Some of the comments on this post (now deleted) were so out of hand I’m putting an extra warning up here.
Your rating can be very poor numerically, but your comment still has to be kind.
If your comment ventures into body-shaming or slut-shaming it will be deleted. If it’s marginal it will be edited to comply with basic standards of taste and kindness. If you think that being super negative and coming up with insulting analogies makes you clever 1) you’re wrong, it makes me think exactly the opposite (default negativity is lazy and based on the mistaken belief that disliking things makes you look smart – a position only held by not very smart people) and 2) I’ll delete your comment.

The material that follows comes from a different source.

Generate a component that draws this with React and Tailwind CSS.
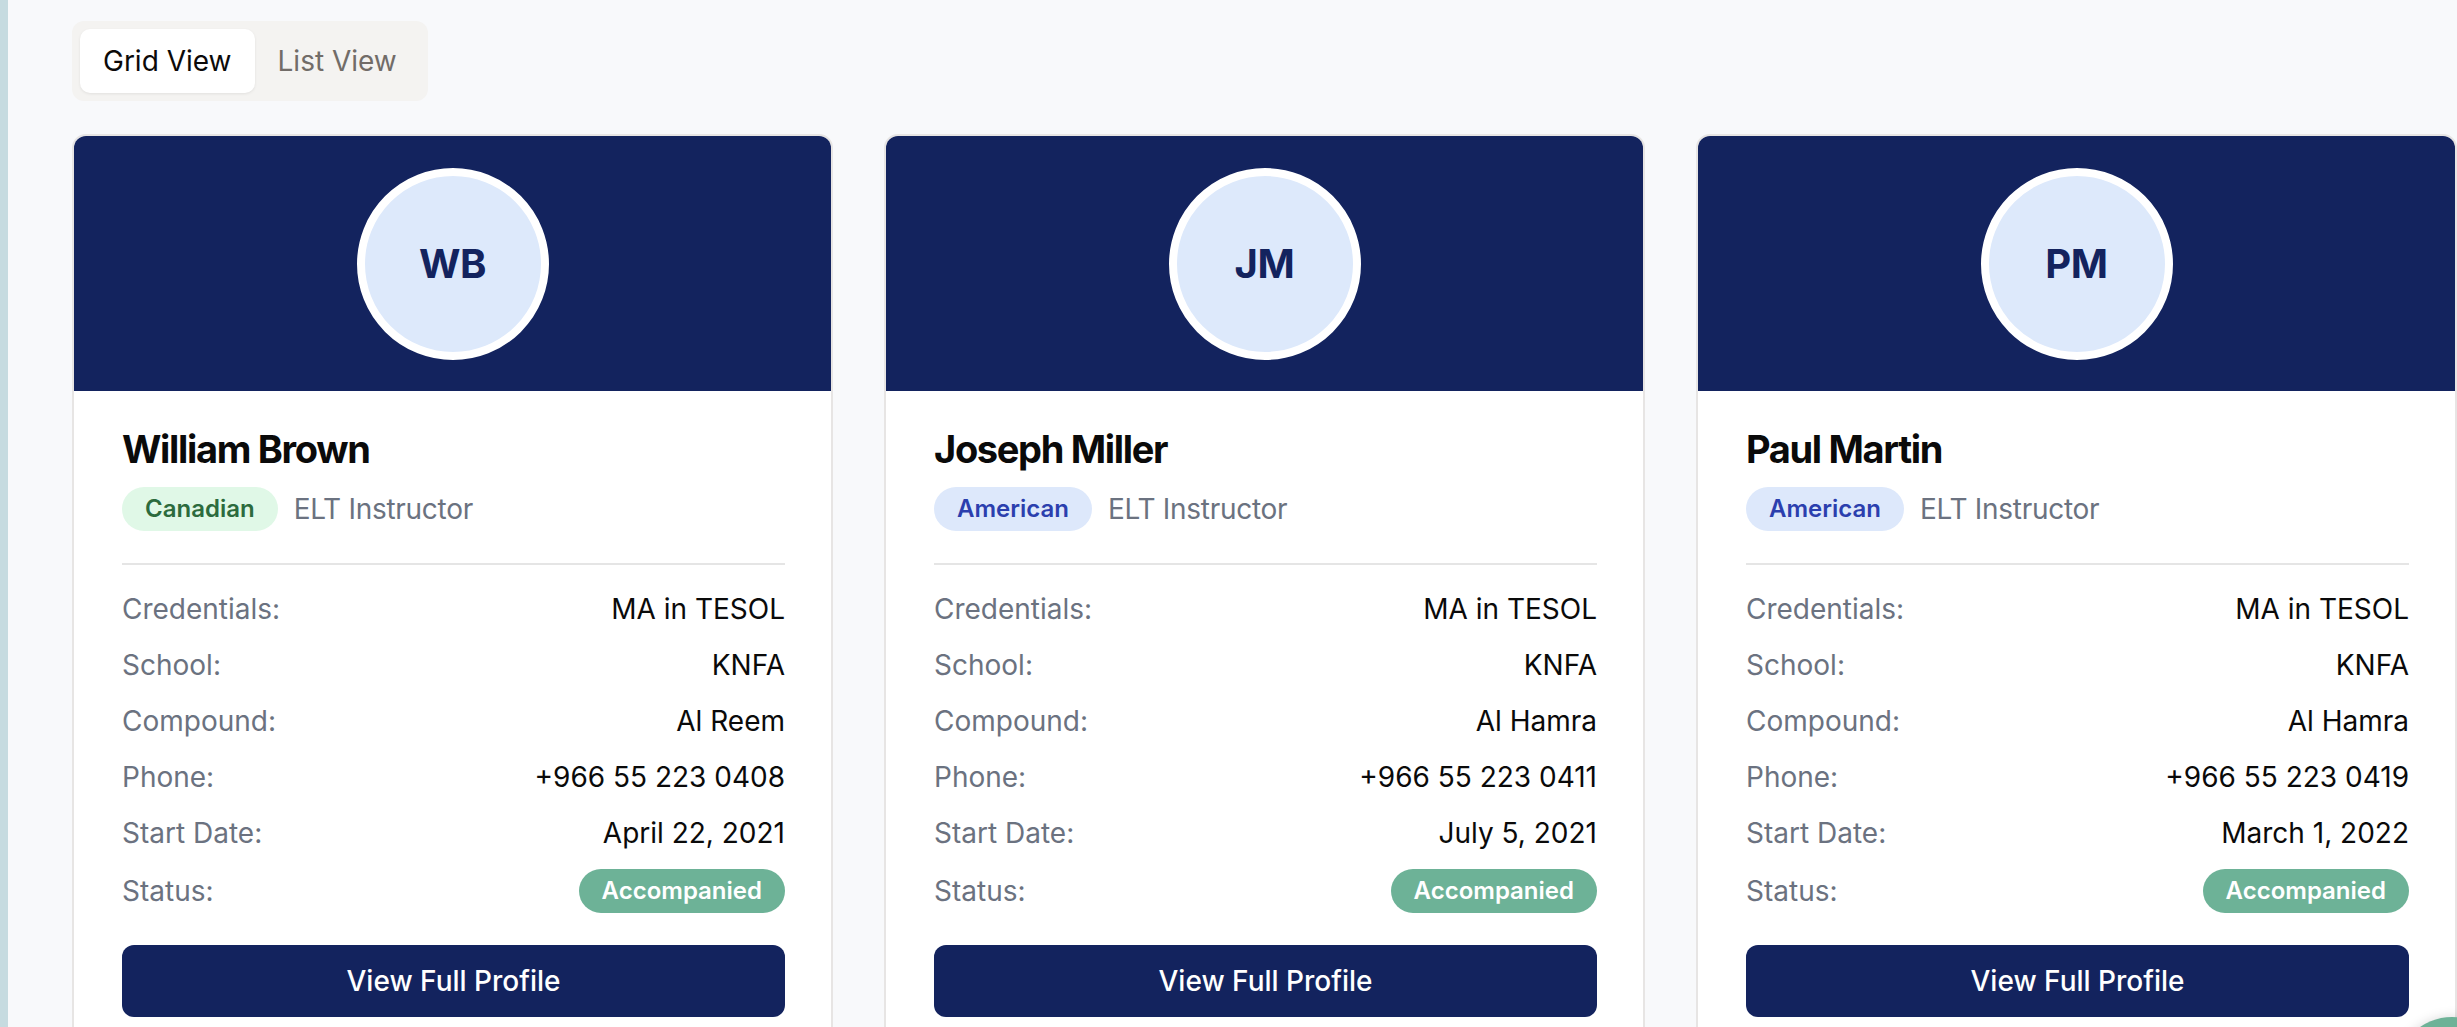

The goal of Rate the Dress is to spread historical knowledge and to give us all a chance to look at the details of garments, and to think about why they were used, and were considered fashionable and attractive, in an entertaining way. To those who contribute to this goal: hooray! Thank you for being awesome ❤️❤️❤️
And back to our usual programming…
This week’s Rate the Dress is a late Edwardian day ensemble that combines the short oversleeves of last week’s 1840s dress, with a variation on the [extremely unpopular] tromp l’oeil fichu effect of the week before, all in a fashionable shape of deep rose pink.
Last Week: an early 1840s dress with blue stripes
Last week’s 1840s dress was either very popular on almost all counts, or not popular, because you didn’t like the drab colour. Pale muted shades were just so popular in the 1840s.
The Total: 8.7 out of 10
A serious improvement on the last few weeks.

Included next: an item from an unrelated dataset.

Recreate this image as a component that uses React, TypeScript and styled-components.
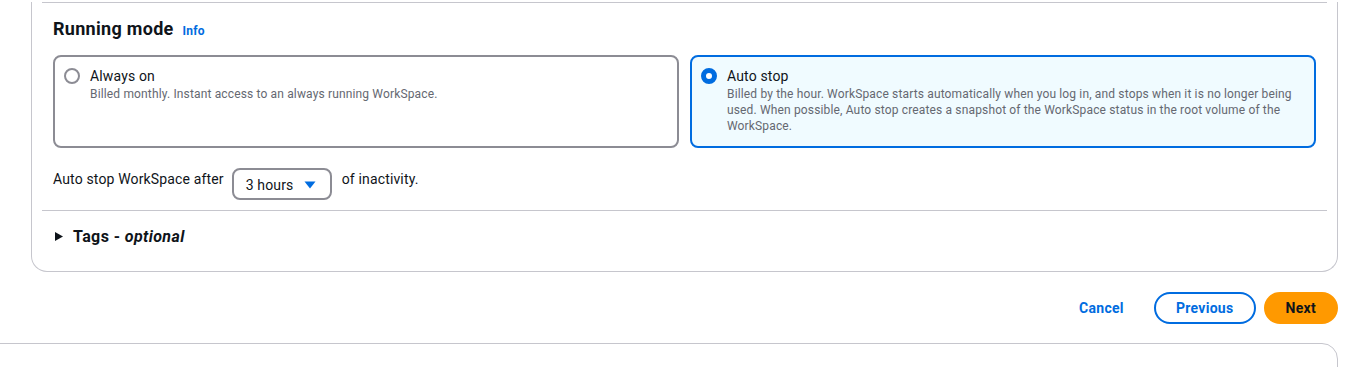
import styled, { createGlobalStyle } from 'styled-components';

const GlobalStyle = createGlobalStyle`
  body {
    margin: 0;
    background: #ffffff;
    font-family: Roboto, 'Noto Sans', sans-serif;
    color: #0f141a;
    letter-spacing: 0.15px;
    overflow: hidden;
  }
`;

const Page = styled.div`
  width: 1352px;
  height: 367px;
  overflow: hidden;
`;

const Card = styled.div`
  margin-left: 31px;
  width: 1307px;
  box-sizing: border-box;
  border: 1px solid #c6c6cd;
  border-top: none;
  border-radius: 0 0 16px 16px;
  padding: 0 10px;
`;

const Divider = styled.div<{ $top?: number }>`
  height: 1px;
  background: #c6c6cd;
  margin-top: ${({ $top }) => $top ?? 0}px;
`;

const Section = styled.div`
  padding: 15px 11px 10px;
`;

const Heading = styled.h2`
  margin: 0;
  display: flex;
  align-items: baseline;
  gap: 9px;
  font-size: 18px;
  line-height: 22px;
  font-weight: 700;
  letter-spacing: 0.3px;
`;

const InfoLink = styled.a`
  font-size: 12px;
  font-weight: 700;
  color: #006ce0;
  text-decoration: none;
  letter-spacing: 0.2px;
`;

const Tiles = styled.div`
  display: grid;
  grid-template-columns: 1fr 1fr;
  gap: 11px;
  margin-top: 13px;
`;

const Tile = styled.label<{ $selected?: boolean }>`
  display: flex;
  gap: 10px;
  min-height: 93px;
  box-sizing: border-box;
  padding: 9px 14px 10px 9px;
  border: 2px solid ${({ $selected }) => ($selected ? '#006ce0' : '#8c8c94')};
  background: ${({ $selected }) => ($selected ? '#f0fbff' : '#ffffff')};
  border-radius: 8px;
  cursor: pointer;
`;

const Radio = styled.span<{ $checked?: boolean }>`
  flex: none;
  width: 16px;
  height: 16px;
  margin-top: 2px;
  box-sizing: border-box;
  border-radius: 50%;
  border: ${({ $checked }) => ($checked ? '5px solid #006ce0' : '2px solid #8c8c94')};
  background: #ffffff;
`;

const TileText = styled.div`
  display: flex;
  flex-direction: column;
`;

const TileLabel = styled.span`
  font-size: 14px;
  line-height: 20px;
`;

const TileDescription = styled.span`
  font-size: 12px;
  line-height: 16px;
  color: #656871;
`;

const InlineRow = styled.div`
  display: flex;
  align-items: flex-start;
  margin-top: 20px;
  font-size: 14px;
  line-height: 20px;
`;

const InlineText = styled.span`
  padding-top: 1px;
`;

const SelectBox = styled.button`
  display: flex;
  align-items: center;
  width: 100px;
  height: 32px;
  margin: 0 10px 0 8px;
  padding: 2px 14px 0 12px;
  box-sizing: border-box;
  border: 2px solid #8c8c94;
  border-radius: 8px;
  background: #ffffff;
  font-family: inherit;
  font-size: 14px;
  letter-spacing: inherit;
  white-space: nowrap;
  color: #0f141a;
`;

const Caret = styled.svg`
  margin-left: auto;
`;

const Expander = styled.div`
  display: flex;
  align-items: center;
  gap: 10px;
  padding: 16px 13px 25px;
  font-size: 16px;
  font-weight: 700;
  letter-spacing: 0.4px;

  em {
    font-style: italic;
  }
`;

const Actions = styled.div`
  display: flex;
  justify-content: flex-end;
  align-items: center;
  gap: 8px;
  width: 1338px;
  margin-top: 20px;
`;

const Button = styled.button<{ $variant: 'link' | 'normal' | 'primary' }>`
  height: 32px;
  box-sizing: border-box;
  border-radius: 20px;
  font-family: inherit;
  font-size: 14px;
  font-weight: 700;
  letter-spacing: 0.3px;
  cursor: pointer;
  padding: 0 20px;
  border: 2px solid
    ${({ $variant }) => ($variant === 'normal' ? '#006ce0' : $variant === 'primary' ? '#ff9900' : 'transparent')};
  background: ${({ $variant }) => ($variant === 'primary' ? '#ff9900' : '#ffffff')};
  color: ${({ $variant }) => ($variant === 'primary' ? '#0f141a' : '#006ce0')};
`;

const NextCard = styled.div`
  margin: 19px 0 0 -20px;
  width: 1358px;
  height: 60px;
  box-sizing: border-box;
  border: 1px solid #c6c6cd;
  border-radius: 16px;
`;

export default function App() {
  return (
    <Page>
      <GlobalStyle />
      <Card>
        <Divider $top={2} />
        <Section>
          <Heading>
            Running mode <InfoLink href="#">Info</InfoLink>
          </Heading>
          <Tiles>
            <Tile>
              <Radio />
              <TileText>
                <TileLabel>Always on</TileLabel>
                <TileDescription>Billed monthly. Instant access to an always running WorkSpace.</TileDescription>
              </TileText>
            </Tile>
            <Tile $selected>
              <Radio $checked />
              <TileText>
                <TileLabel>Auto stop</TileLabel>
                <TileDescription>
                  Billed by the hour. WorkSpace starts automatically when you log in, and stops when it is no longer
                  being used. When possible, Auto stop creates a snapshot of the WorkSpace status in the root volume of
                  the WorkSpace.
                </TileDescription>
              </TileText>
            </Tile>
          </Tiles>
          <InlineRow>
            <InlineText>Auto stop WorkSpace after</InlineText>
            <SelectBox>
              3 hours
              <Caret width="12" height="8" viewBox="0 0 12 8">
                <path d="M0.5 0.5 H11.5 L6 7.5 Z" fill="#006ce0" />
              </Caret>
            </SelectBox>
            <InlineText>of inactivity.</InlineText>
          </InlineRow>
        </Section>
        <Divider />
        <Expander>
          <svg width="8" height="9" viewBox="0 0 8 9">
            <path d="M0 0 L8 4.5 L0 9 Z" fill="#0f141a" />
          </svg>
          <span>
            Tags - <em>optional</em>
          </span>
        </Expander>
      </Card>
      <Actions>
        <Button $variant="link">Cancel</Button>
        <Button $variant="normal">Previous</Button>
        <Button $variant="primary">Next</Button>
      </Actions>
      <NextCard />
    </Page>
  );
}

This week: a 1906 day ensemble in deep pink
This week’s pick is a day ensemble featuring the simple, slim, fitted cut that became fashionable in about 1906.
This example uses a combination of princess seams and inset panels to wrap the figure at the waist, flare out into a swishing skirt at the hem, and release in gathers to provide fullness at the bust.
The seaming and fit are both highlighted and hidden by soutache braid, applied in swirls and curlicues across the bodice and down the skirt.
The dress is made of wool twill, and comes complete with an bobble-trimmed indoor jacket: an extra layer of warm and formality.
The cut of the jacket is simple, but fashionable, with cut on sleeves that reflect the Edwardian interest in Japonisme, and back seams that add extra flare to the jacket’s hem, and echo the swish of the skirt panels.
The bobbles that trim the neck and sleeves of the jacket are repeated on the front of the jacket, dangling like little clusters of berries from the upper bust.
Dangling trims on the bust were all the rage in 1906-9. The dress also features strips of silk terminating in tassels which wrap around the neckline, weave in and out of the front bodice, and hang from the bust. They repeat the weaving in and out at the back bodice, and join together above the back waist in one tassel.
What do you think?
Rate the Dress on a Scale of 1 to 10
A reminder about rating — feel free to be critical if you don’t like a thing, but make sure that your comments aren’t actually insulting to those who do like a garment. Phrase criticism as your opinion, rather than a flat fact. Our different tastes are what make Rate the Dress so interesting. It’s no fun when a comment implies that anyone who doesn’t agree with it, or who would wear a garment, is totally lacking in taste.
As usual, nothing more complicated than a .5. I also hugely appreciate it if you only do one rating, and set it on a line at the very end of your comment.